A agenda variável chega a ser motivo de preocupação para alguns. A escritora Francine Prose lembra que, quando seus filhos eram pequenos, ela tinha uma rotina fixa e sempre escrevia quando eles estavam na escola. Hoje, mesmo com mais tempo livre, sua preocupação é com as demandas além da escrita, que ela chama de atividades paraliterárias, inclusive mais lucrativas. O apego ao hábito mostra sua força na história do escritor John Cheever, que passou cinco anos vestindo um terno e pegando o elevador de casa para descer ao subsolo, onde ficava trabalhando de cueca. Talvez pensasse como o psicólogo e filósofo William James, para quem automatizar parte do cotidiano era essencial para liberar espaço mental pro trabalho criativo. “Não há ser humano mais miserável do que aquele em quem nada é habitual exceto a indecisão”, afirmava.
Conhecer rotinas muitas vezes tão atribuladas pode ser uma surpresa para os mais românticos, que fantasiam com os momentos de iluminação dos seus artistas favoritos. Poucos são, porém, os que aguardam sentados pela inspiração.

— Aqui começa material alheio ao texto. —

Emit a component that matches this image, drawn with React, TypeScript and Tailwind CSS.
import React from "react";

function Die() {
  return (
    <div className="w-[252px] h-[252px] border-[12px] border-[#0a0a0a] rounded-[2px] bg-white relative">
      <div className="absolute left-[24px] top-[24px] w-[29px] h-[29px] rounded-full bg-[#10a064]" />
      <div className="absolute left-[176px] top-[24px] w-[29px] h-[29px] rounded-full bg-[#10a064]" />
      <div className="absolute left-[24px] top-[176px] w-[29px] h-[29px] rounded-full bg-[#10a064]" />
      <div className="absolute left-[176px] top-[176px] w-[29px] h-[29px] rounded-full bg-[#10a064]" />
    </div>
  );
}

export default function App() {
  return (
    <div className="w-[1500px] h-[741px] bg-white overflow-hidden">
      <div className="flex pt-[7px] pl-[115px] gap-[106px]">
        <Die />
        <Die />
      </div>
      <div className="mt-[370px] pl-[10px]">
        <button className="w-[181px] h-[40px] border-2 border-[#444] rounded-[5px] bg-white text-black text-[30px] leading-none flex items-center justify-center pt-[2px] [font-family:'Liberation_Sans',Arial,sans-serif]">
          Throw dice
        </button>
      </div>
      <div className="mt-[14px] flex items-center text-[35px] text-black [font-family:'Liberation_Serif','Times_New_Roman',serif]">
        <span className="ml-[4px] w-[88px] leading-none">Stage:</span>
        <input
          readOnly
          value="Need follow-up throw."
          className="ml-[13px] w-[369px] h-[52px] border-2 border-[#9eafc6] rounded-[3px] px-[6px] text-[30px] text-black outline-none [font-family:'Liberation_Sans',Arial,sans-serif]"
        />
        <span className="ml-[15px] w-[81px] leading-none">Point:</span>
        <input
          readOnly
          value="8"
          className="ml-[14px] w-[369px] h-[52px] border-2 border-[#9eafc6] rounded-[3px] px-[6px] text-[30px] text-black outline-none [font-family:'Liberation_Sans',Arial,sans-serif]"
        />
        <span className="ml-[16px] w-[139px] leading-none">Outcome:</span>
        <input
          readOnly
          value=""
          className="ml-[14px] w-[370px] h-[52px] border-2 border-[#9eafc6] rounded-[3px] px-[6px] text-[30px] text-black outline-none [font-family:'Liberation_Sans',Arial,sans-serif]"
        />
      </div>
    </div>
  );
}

A escritora Ann Beattie fica meses sem escrever, porque não consegue forçar, mas não se diz muito feliz com isso. O escritor Edward Abbey dizia que detestava trabalhar sob pressão, mas era só dessa maneira que ele funcionava (e, por outro lado, adorava o pagamento adiantado). Para o compositor John Adams, sua experiência mostra que a maioria dos criadores tem uma rotina rígida e hábitos de trabalho nada glamorosos. O escritor William Styron tinha a seguinte frase de Flaubert na parede: “Seja regular e ordeiro na sua vida, como um burguês, para que você possa ser violento e original no seu trabalho”. E o escritor Bernard Malamud resume tudo: “Não há uma forma única — há muita bobagem sobre este assunto. Você é quem você é, não Fitzgerald ou Thomas Wolfe. Você escreve se sentando e escrevendo.” E ele não poderia ser mais exato.